Afinal, a democracia no Brasil ainda é frágil porque o país não enfrentou de forma completa os crimes e abusos cometidos durante a ditadura. Até hoje, os torturadores do regime militar não foram punidos.

Para garantir que algo como o AI-5 nunca mais aconteça, é essencial lembrar a história do nosso país, proteger a liberdade de expressão e fortalecer todos os dias as instituições que defendem os direitos dos cidadãos como o STF e o Ministério Público.

Manifestantes direitistas pedem a volta do AI-5 durante ato pró-intervenção militar. Imagem: Sérgio Lima/AFP

Manifestantes direitistas pedem a volta do AI-5 durante ato pró-intervenção militar.

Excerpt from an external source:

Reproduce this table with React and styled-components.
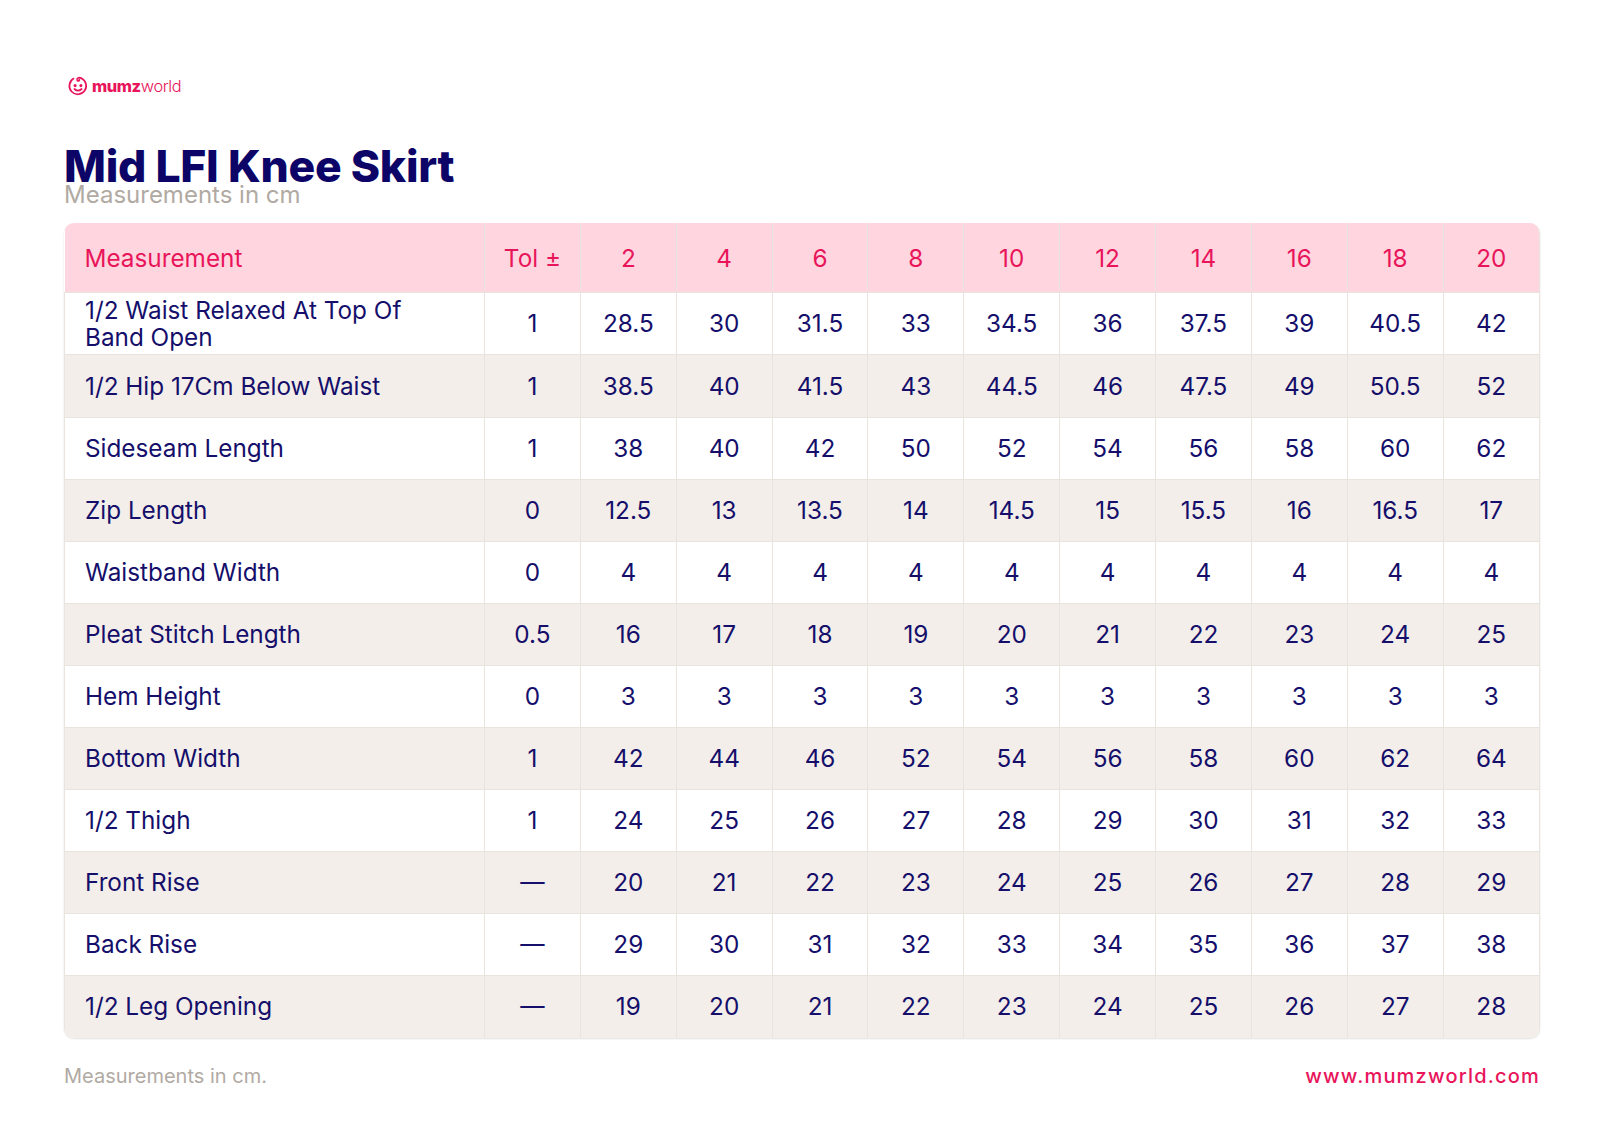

Imagem: Sérgio Lima/AFP

Criado para silenciar a oposição, controlar a sociedade e manter o poder concentrado nas mãos do regime militar, ele institucionalizou a violência, legalizou a censura e normalizou a perseguição política. Suas consequências ultrapassaram os anos de chumbo e ainda se refletem no presente.

Lembrar o AI-5 é lembrar que a liberdade de expressão, o pensamento crítico e o direito à opinião não são privilégios, mas conquistas que custaram caro. E que podem ser perdidas se não forem constantemente defendidas.

Ainda que o tempo avance, o peso do AI-5 nos lembra que a nossa liberdade é frágil e exige cuidado diário. Cada voz calada e cada direito negligenciado durante o período nos recorda que é preciso garantir que a história não se repita — afinal, nossa história é nosso poder.

Lembrar para nunca esquecer e jamais repetir. Ditadura nunca mais!